— begin THE INPUT —

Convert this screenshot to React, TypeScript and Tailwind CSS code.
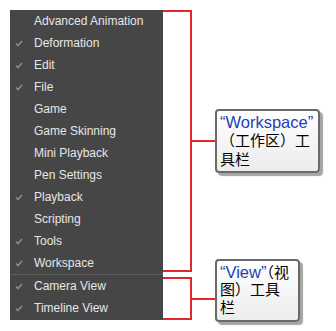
import React from 'react';

interface Item {
  label: string;
  checked: boolean;
}

const TOOLBARS: Item[] = [
  { label: 'Advanced Animation', checked: false },
  { label: 'Deformation', checked: true },
  { label: 'Edit', checked: true },
  { label: 'File', checked: true },
  { label: 'Game', checked: false },
  { label: 'Game Skinning', checked: false },
  { label: 'Mini Playback', checked: false },
  { label: 'Pen Settings', checked: false },
  { label: 'Playback', checked: true },
  { label: 'Scripting', checked: false },
  { label: 'Tools', checked: true },
  { label: 'Workspace', checked: true },
];

const VIEWS: Item[] = [
  { label: 'Camera View', checked: true },
  { label: 'Timeline View', checked: true },
];

const Check = () => (
  <svg width="8" height="7" viewBox="0 0 8 7" className="block">
    <polyline points="1,3.5 3,5.5 7,1" fill="none" stroke="#8c8c8c" strokeWidth="1.6" />
  </svg>
);

const MenuRow = ({ item }: { item: Item }) => (
  <div className="flex items-center h-[22px]">
    <div className="w-[24px] pl-[5px] flex items-center">{item.checked && <Check />}</div>
    <span className="text-[12px] text-[#e6e6e6] leading-none">{item.label}</span>
  </div>
);

// one annotation box; lines are given explicitly so they wrap as in the screenshot
const Callout = ({ className, lines }: { className: string; lines: React.ReactNode[] }) => (
  <div
    className={
      'absolute flex flex-col border-2 border-[#6a6a6a] rounded-[4px] bg-gradient-to-b from-white to-[#ececec] shadow-[3px_3px_1px_#a4a4a4] pl-[3px] pt-[2px] text-black ' +
      className
    }
    style={{ fontFamily: '"Liberation Sans", "Noto Sans CJK SC", sans-serif' }}
  >
    {lines.map((l, i) => (
      <div key={i} className="h-[18px] leading-[18px] whitespace-nowrap text-[15px]">
        {l}
      </div>
    ))}
  </div>
);

const Blue = ({ children }: { children: React.ReactNode }) => (
  <span className="text-[#1f3fb4] text-[16.5px]">{children}</span>
);

export default function App() {
  return (
    <div className="relative w-[336px] h-[331px] bg-white overflow-hidden">
      <div className="flex pt-[10px] pl-[10px]">
        <div className="w-[153px] bg-[#464646]" style={{ fontFamily: '"Liberation Sans", Arial, sans-serif' }}>
          {TOOLBARS.map((t) => (
            <MenuRow key={t.label} item={t} />
          ))}
          <div className="h-px bg-[#5e5e5e]" />
          {VIEWS.map((t) => (
            <MenuRow key={t.label} item={t} />
          ))}
        </div>

        {/* red brackets */}
        <div className="flex flex-col">
          <div className="flex items-center">
            <div className="w-[29px] h-[262px] border-y-2 border-r-2 border-[#e3262c]" />
            <div className="w-[23px] h-[2px] bg-[#e3262c]" />
          </div>
          <div className="flex items-center mt-[5px]">
            <div className="w-[29px] h-[43px] border-y-2 border-r-2 border-[#e3262c]" />
            <div className="w-[23px] h-[2px] bg-[#e3262c]" />
          </div>
        </div>
      </div>

      <Callout
        className="left-[215px] top-[109px] w-[105px] h-[64px] gap-px"
        lines={[<Blue>“Workspace”</Blue>, '（工作区）工', '具栏']}
      />
      <Callout
        className="left-[215px] top-[259px] w-[85px] h-[63px]"
        lines={[
          <>
            <Blue>“View”</Blue>（视
          </>,
          '图）工具',
          '栏',
        ]}
      />
    </div>
  );
}
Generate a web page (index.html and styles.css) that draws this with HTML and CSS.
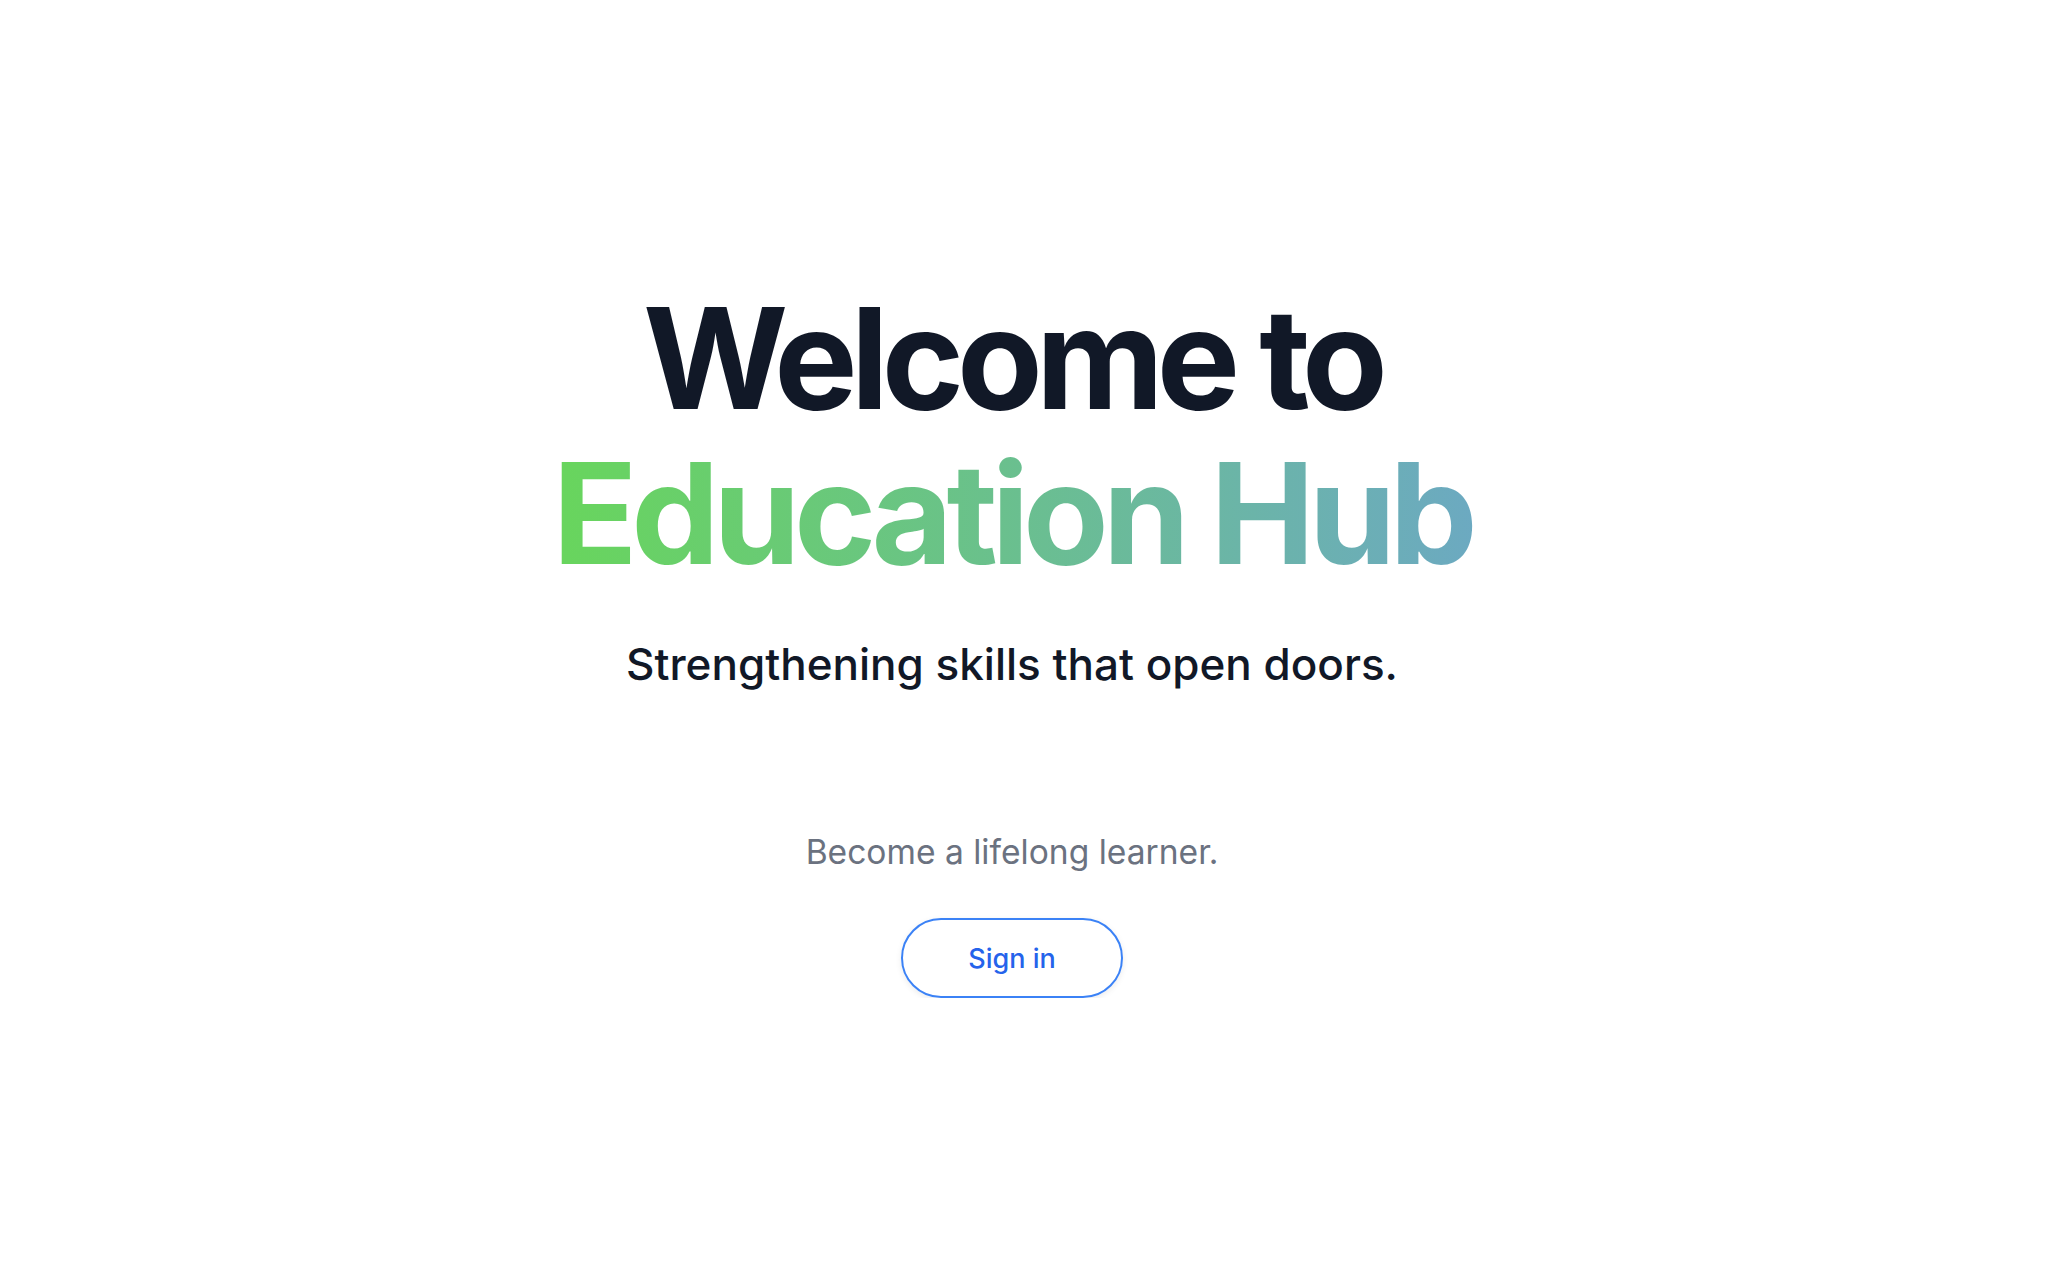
FILE: index.html
```html
<!DOCTYPE html>
<html lang="en">
<head>
<meta charset="utf-8">
<title>Education Hub</title>
<link rel="stylesheet" href="styles.css">
</head>
<body>
<main class="hero">
  <h1 class="title">
    <span class="title-line welcome">Welcome to</span>
    <span class="title-line gradient">Education Hub</span>
  </h1>
  <p class="tagline">Strengthening skills that open doors.</p>
  <p class="lead">Become a lifelong learner.</p>
  <a class="signin" href="#">Sign in</a>
</main>
</body>
</html>
```
FILE: styles.css
```css
html, body {
  margin: 0;
  padding: 0;
  background: #ffffff;
}
body {
  font-family: Inter, "Noto Sans", "Liberation Sans", sans-serif;
  color: #111827;
}
.hero {
  display: flex;
  flex-direction: column;
  align-items: center;
  padding: 281px 28px 0 0;
  text-align: center;
}
.title {
  margin: 0;
  font-size: 140px;
  line-height: 155px;
  font-weight: 700;
  letter-spacing: -0.045em;
  display: flex;
  flex-direction: column;
  align-items: center;
}
.title-line {
  display: block;
}
.welcome {
  letter-spacing: -0.05em;
}
.gradient {
  padding: 0 0.08em;
  margin: 0 -0.08em;
  background: linear-gradient(to right, #68d65b, #6ca9c2);
  -webkit-background-clip: text;
  background-clip: text;
  color: transparent;
}
.tagline {
  margin: 47px 0 0;
  font-size: 44px;
  line-height: 52px;
  font-weight: 500;
  color: #111827;
}
.lead {
  margin: 142px 0 0;
  font-size: 33.6px;
  line-height: 40px;
  color: #6b7280;
}
.signin {
  margin-top: 46px;
  box-sizing: border-box;
  width: 222px;
  height: 80px;
  border: 2px solid #3b82f6;
  border-radius: 40px;
  display: flex;
  align-items: center;
  justify-content: center;
  font-size: 27px;
  font-weight: 500;
  color: #2563eb;
  text-decoration: none;
  box-shadow: 0 2px 6px rgba(0, 0, 0, 0.08);
}
```
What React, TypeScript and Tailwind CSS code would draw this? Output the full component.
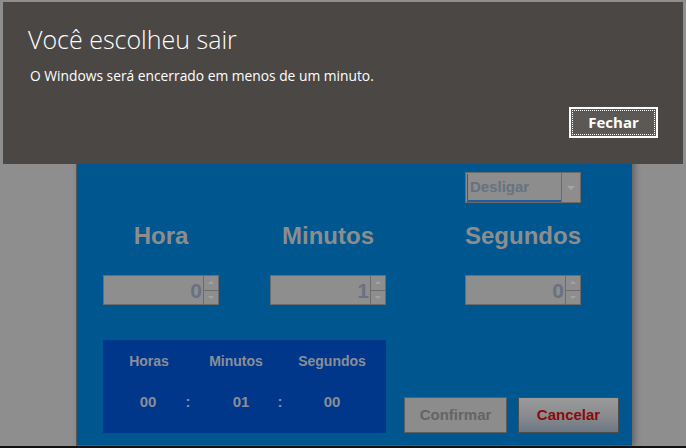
import { ChevronDown } from "lucide-react";

const sans = { fontFamily: '"Liberation Sans", Arial, sans-serif' };

function Spinner() {
  return (
    <div className="flex h-full w-[16px] flex-col">
      <div className="flex flex-1 items-center justify-center border border-[#6c6c6c] bg-[#8e8e8e]">
        <div className="h-0 w-0 border-x-[3px] border-b-[3px] border-x-transparent border-b-[#a3a3a3]" />
      </div>
      <div className="flex flex-1 items-center justify-center border border-t-0 border-[#6c6c6c] bg-[#8e8e8e]">
        <div className="h-0 w-0 border-x-[3px] border-t-[3px] border-x-transparent border-t-[#a3a3a3]" />
      </div>
    </div>
  );
}

function NumberBox({ value }: { value: string }) {
  return (
    <div className="flex h-[30px] w-[116px]">
      <div className="flex flex-1 items-center justify-end border border-r-0 border-[#6c6c6c] bg-[#8e8e8e] pr-[1px] text-[21px] font-bold leading-none text-[#677282]">
        {value}
      </div>
      <Spinner />
    </div>
  );
}

function Heading({ children }: { children: string }) {
  return (
    <div className="w-[116px] whitespace-nowrap text-center text-[24px] font-bold leading-[28px] text-[#8d8d8d]">
      {children}
    </div>
  );
}

export default function App() {
  return (
    <div
      className="relative h-[448px] w-[686px] overflow-hidden bg-[#8e8e8e]"
      style={sans}
    >
      {/* app window */}
      <div className="absolute left-[76px] top-[100px] h-[346px] w-[556px] border-b border-l border-[#4f5a63] bg-[#00578f] pt-[72px] shadow-[3px_0_6px_rgba(0,0,0,0.3)]">
        <div className="pl-[26px]">
          <div className="flex">
            <div className="ml-[362px] flex h-[31px] w-[116px] border border-[#6a6a6a] bg-[#8d8d8d]">
              <div className="ml-[1px] mt-[1px] flex flex-1 items-center border-b-2 border-l border-[#1f5f9e] pl-[2px] text-[15px] font-bold text-[#66727f]">
                Desligar
              </div>
              <div className="flex w-[19px] items-center justify-center border-l border-[#6a6a6a]">
                <div className="h-0 w-0 border-x-[4px] border-t-[4px] border-x-transparent border-t-[#a5a5a5]" />
              </div>
            </div>
          </div>

          <div className="mt-[19px] flex">
            <Heading>Hora</Heading>
            <div className="ml-[51px]">
              <Heading>Minutos</Heading>
            </div>
            <div className="ml-[79px]">
              <Heading>Segundos</Heading>
            </div>
          </div>

          <div className="mt-[25px] flex">
            <NumberBox value="0" />
            <div className="ml-[51px]">
              <NumberBox value="1" />
            </div>
            <div className="ml-[79px]">
              <NumberBox value="0" />
            </div>
          </div>

          <div className="mt-[35px] flex items-end">
            <div className="h-[93px] w-[283px] bg-[#00378a] text-[14px] font-bold text-[#8a8e98]">
              <div className="flex pl-[8px] pt-[11px] leading-[20px]">
                <div className="w-[76px] text-center">Horas</div>
                <div className="ml-[11px] w-[76px] text-center">Minutos</div>
                <div className="ml-[20px] w-[76px] text-center">Segundos</div>
              </div>
              <div className="mt-[21px] flex pl-[30px] text-[15px] leading-[20px]">
                <div className="w-[30px] text-center">00</div>
                <div className="ml-[20px] w-[10px] text-center">:</div>
                <div className="ml-[33px] w-[30px] text-center">01</div>
                <div className="ml-[19px] w-[10px] text-center">:</div>
                <div className="ml-[32px] w-[30px] text-center">00</div>
              </div>
            </div>
            <button className="ml-[18px] h-[36px] w-[103px] border border-[#5e5e5e] bg-[#8c8c8c] text-[15px] font-bold text-[#646464]">
              Confirmar
            </button>
            <button className="ml-[11px] h-[36px] w-[101px] border border-[#4d4d4d] bg-gradient-to-b from-[#9a9a9a] via-[#8a8c90] to-[#6d7784] text-[15px] font-bold text-[#8a0a0a]">
              Cancelar
            </button>
          </div>
        </div>
      </div>

      {/* bottom black strip */}
      <div className="absolute bottom-0 left-0 h-[2px] w-full bg-[#111]" />

      {/* shutdown notice banner */}
      <div
        className="absolute left-[3px] top-[2px] flex h-[162px] w-[680px] flex-col bg-[#4b4745] pl-[25px] pr-[25px] text-white"
        style={{ fontFamily: '"Segoe UI", "Open Sans", "Noto Sans", sans-serif' }}
      >
        <div className="mt-[20px] text-[25px] font-light leading-[34px]">
          Você escolheu sair
        </div>
        <div className="ml-[2px] mt-[10px] text-[13.8px] leading-[20px]">
          O Windows será encerrado em menos de um minuto.
        </div>
        <div className="mt-[21px] flex justify-end">
          <button className="h-[31px] w-[89px] border-2 border-white bg-[#5b5856] p-[1px]">
            <div className="flex h-full w-full items-center justify-center border border-dotted border-white text-[15px] font-bold leading-none text-white">
              Fechar
            </div>
          </button>
        </div>
      </div>
    </div>
  );
}
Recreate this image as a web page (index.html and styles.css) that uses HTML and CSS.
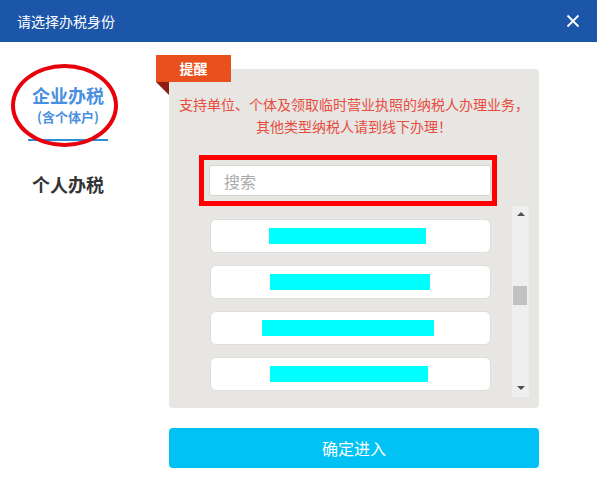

— end THE INPUT —

Count how many lines in the data contain the word "full", giving the number without comment.

#### RESPONSE TO THIS TASK:
4